Cookies : la Cnil met à l'amende Google et Facebook pour une histoire de clics

La Commission nationale de l'informatique et des libertés a infligé une amende record de 150 millions d'euros à Google et une autre de 60 millions d'euros à Facebook, pour les mêmes motifs. Elle accuse les deux géants américains de ne pas respecter le libre consentement des internautes dans leurs politiques de cookies. Concrètement, ces derniers peuvent accepter tous les traceurs publicitaires en un clic, mais ils doivent effectuer plusieurs clics pour refuser tous les cookies. Pour la Cnil, cette différence de traitement entre les deux choix suffit à justifier la lourde sanction.
François Manens
(Crédits : ANDREW KELLY)

"Refuser les cookies doit être aussi simple que de les accepter", martèle depuis des mois la Commission nationale de l'informatique et des libertés (Cnil). Ce 6 janvier, le gendarme français des données a encore cité ce principe, cette fois pour justifier les sanctions qu'elle inflige à Google et Facebook (récemment renommé Meta). L'amende s'élève à 150 millions d'euros pour le premier, visé à la fois pour son moteur de recherche google.fr et sa plateforme de vidéo youtube.fr, et à hauteur de 60 millions d'euros pour le second, pris en défaut sur facebook.com.

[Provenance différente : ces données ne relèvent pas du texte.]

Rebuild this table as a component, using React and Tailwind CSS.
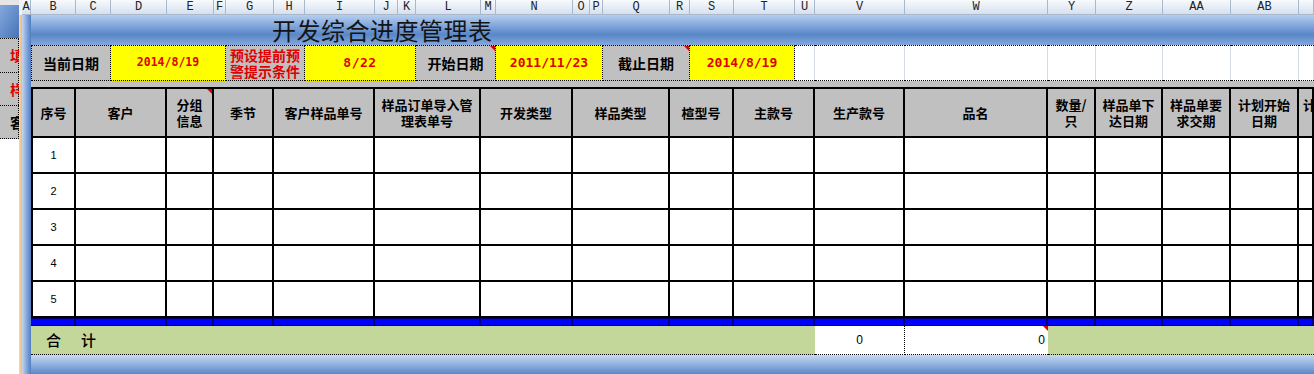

"Les sites web facebook.com, google.fr et youtube.com proposent un bouton permettant d'accepter immédiatement les cookies. En revanche, ils ne mettent pas en place de solution équivalente (bouton ou autre) pour permettre à l'internaute de refuser facilement le dépôt de ces cookies. Plusieurs clics sont nécessaires pour refuser tous les cookies, contre un seul pour les accepter", développe la Cnil dans sa décision.

3 mois pour ajouter un bouton "refuser tous les cookies"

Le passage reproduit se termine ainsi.